Une chose est sûre : les bacs surélevés ont de nombreux avantages. En plaçant la surface de culture à une hauteur commode, ils ménagent le dos et découragent les limaces, forcées d’entreprendre une interminable ascension avant de pouvoir se régaler. Le moindre rayon de soleil suffit à réchauffer la terre et un bon drainage évite le pourrissement des racines. La culture en bacs est donc particulièrement indiquée là où un sol détrempé ou un climat frais rendent le jardinage plus difficile. Elle permet à nos « Urban Gardeners » d’élever des légumes à des endroits a priori peu appropriés, comme les places goudronnées ou les sols contaminés.

Des terres en friches transformées en biotopes colorés

Autre évolution caractéristique de notre époque : en s’installant sur les friches industrielles, les jardiniers urbains se sont découvert un nouveau royaume. Ce phénomène est observable partout sur la planète. Dans la métropole nord-américaine de Detroit, c’est par nécessité que les habitants appauvris ont investi ces terrains pour cultiver de quoi se nourrir. Après l’effondrement de l’industrie automobile, la moitié de la population a déserté la ville. Faute de moyens pour entretenir les infrastructures, des quartiers entiers menaçaient ruine.

Ce déclin a cependant ouvert de nouveaux horizons : des artistes, des musiciens, des étudiants et des startups ont pu acheter à bas prix des maisons ou des terrains, louer des bureaux ou simplement occuper les lieux. Des groupes de voisins, des paroissiens, des bénéficiaires de l’aide sociale et des associations caritatives ont aménagé des potagers sur des parcelles abandonnées, des friches industrielles ou dans des arrière-cours. On estime que près de deux mille surfaces cultivées ont ainsi été créées, mais pas seulement : les jardins ont ramené la vie dans des quartiers tombés en décrépitude, fournissent une activité aux habitants, retissent du lien social et sont une source de nourriture dans une ville où il devenait difficile de s’approvisionner en produits frais. De nombreuses métropoles américaines ont connu une évolution semblable.

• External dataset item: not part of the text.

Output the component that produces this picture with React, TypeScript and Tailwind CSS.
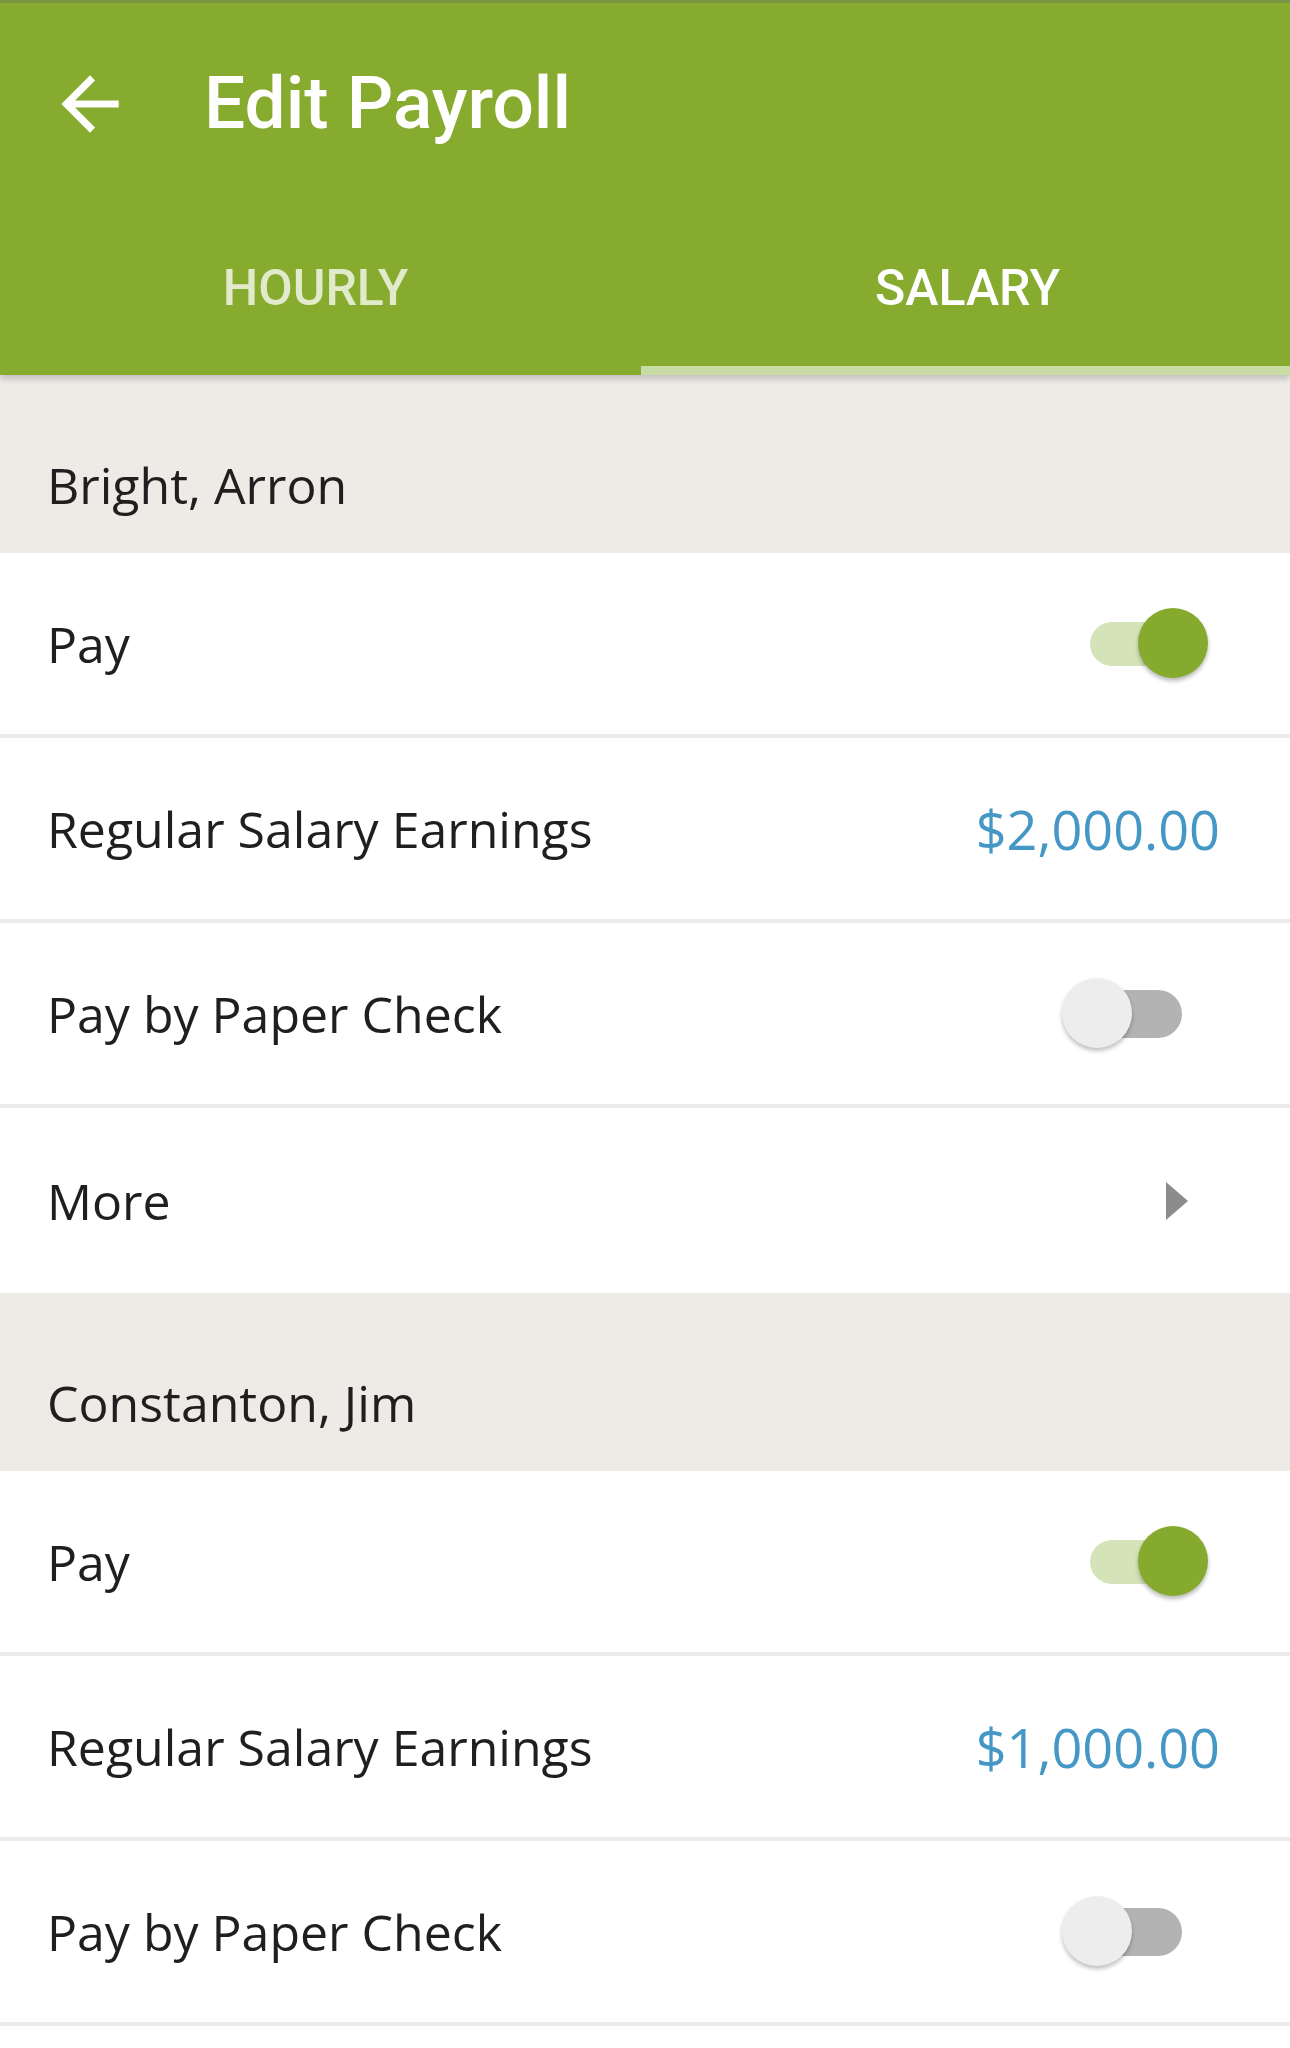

Prière de marcher sur la pelouse !

En Suisse, la situation est différente : s’y manifestent à la fois une liberté nouvelle poussant à investir l’espace public, et une préoccupation face au bétonnage des terres cultivables. Les friches deviennent de riches biotopes socioculturels et s’ouvrent aux activités les plus diverses : jardins communautaires, places de jeux, emplacements dévolus aux skaters et aux grimpeurs, toboggans géants et fours à pizza construits par les habitants, ateliers de réparation de vélos, projets de protection du climat avec production de charbon de bois, événements culturels, et bien d’autres choses.

Les communes et les sociétés immobilières ont reconnu depuis longtemps qu’elles avaient tout intérêt à laisser s’exprimer l’énergie créatrice de la population sur des terrains en attente d’affectation.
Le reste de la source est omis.